MODEL_NAME = "256x2"
# nn updates settings
MIN_REPLAY_MEMORY_SIZE = 1_000
REPLAY_MEMORY_SIZE = 50_000
MINIBATCH_SIZE = 64
DISCOUNT = 0.99
UPDATE_TARGET_EVERY = 5
MIN_REWARD = -200

EPISODES = 20_000

# exploration
MAX_STEPS = 200
epsilon = 1
EPSILON_DECAY = 0.99975
MIN_EPSILON = 0.001

# stats
AGGREGATE_STATS_EVERY = 50
SHOW_PREVIEW = False

# inits
env = SnakeEnvObject()
ep_rewards = [-200]
random.seed(1)
np.random.seed(1)
tf.set_random_seed(1)

if not os.path.isdir('DQN_SNAKE_models'):
    os.makedirs('DQN_SNAKE_models')


class DQNAgent:
    def __init__(self):
        self.model = self.create_model()
        self.target_model = self.create_model()
        self.target_model.set_weights(self.target_model.get_weights())

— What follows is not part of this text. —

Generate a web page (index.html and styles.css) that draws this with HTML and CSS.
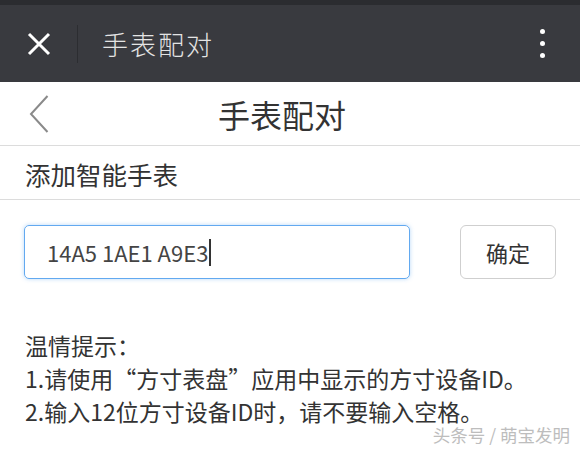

        self.replay_memory = deque(maxlen=REPLAY_MEMORY_SIZE)
        self.tensorboard = ModifiedTensorBoard(log_dir=f"logs/{MODEL_NAME}-{time.time()}")
        self.target_update_counter = 0

    def create_model(self):
        model = Sequential()
        model.add(Conv2D(256, (3, 3), input_shape=env.OBSERVATION_SPACE_VALUES))
        model.add(Activation("relu"))
        model.add(MaxPooling2D(2,2))
        model.add(Dropout(0.2))

        model.add(Conv2D(256, (3, 3)))
        model.add(Activation("relu"))
        model.add(MaxPooling2D(2,2))
        model.add(Dropout(0.2))

        model.add(Flatten())
        model.add(Dense(256))
        model.add(Dense(env.ACTION_SPACE_SIZE, activation="linear"))
        model.compile(loss="mse", optimizer=Adam(lr=0.001), metrics=['accuracy'])

        return model

    def update_replay_memory(self, transition):
        self.replay_memory.append(transition)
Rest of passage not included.